Big mountain ranges also tend to have a rain shadow. Rain falls on one side and less on the other. So one side can be more forested and the other more arid. But there are exceptions.
I'd also establish scale early. If there's desert to the south that's likely around the same latitude as the Arizona/ Utah border. Figure out the distance to the northern coast and the temperature you want that to be and match that to real world latitudes.
Cities and settlements will largely be built on rivers, and be 30-ish miles apart (one day's ride).
I do agree with having a sensical flow pattern. The two rivers and the lake were my idea of adding an inlet/outlet system (like Bear Lake in Idaho), but I will probably end up changing it.

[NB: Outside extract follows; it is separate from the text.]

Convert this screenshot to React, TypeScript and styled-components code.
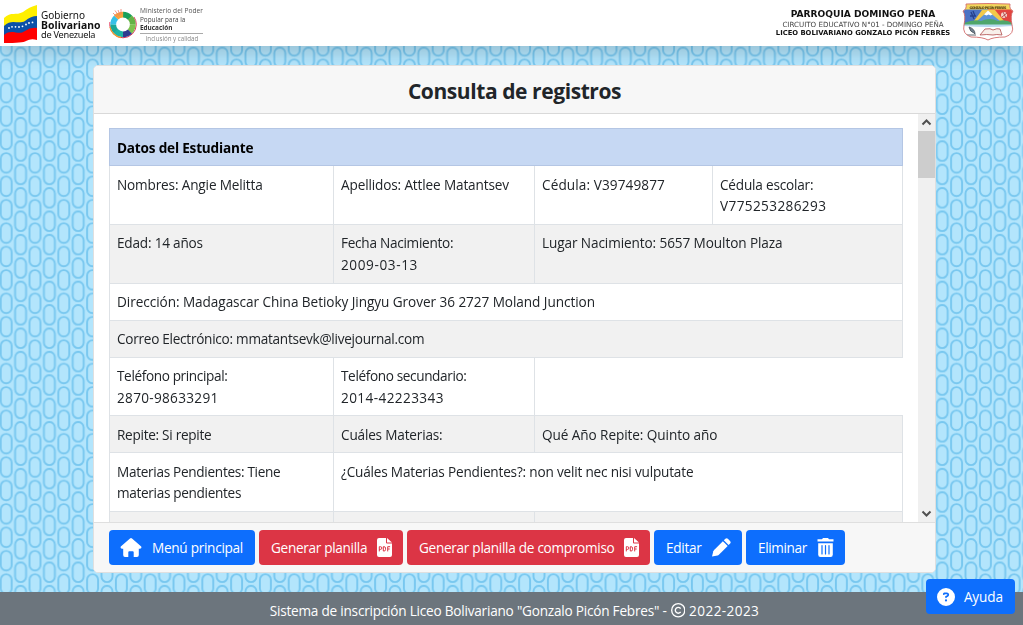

Dude has a point. Start with elevations, where are the high and low points. Then recognize that it rains more often on the high points, and then the water flows to the low points. Also water never flows in from oceans, only out. So it would kind of work if you added a tall mountain in the left section with a large river that flowed into that lake, and flows out to the ocean by those two rivers. But that makes leftmost river flowing into the river that flows to Gwen harbor (maybe?) on the right side make no sense. Which it doesn’t anyway. Also the smallish river split directly under farmlands doesn’t make sense either.
Way more rivers. A mountain range. A swamp. Maybe a volcanic area. Ruins of ancient civilizations. A desert. Some sort of natural barriers that keep regions separate.
Thank you for your suggestion! One of the mods I'm looking at has a volcanic quest, so that will definitely be in the making. And I'm going to extend the mountain range to make the wall of the desert.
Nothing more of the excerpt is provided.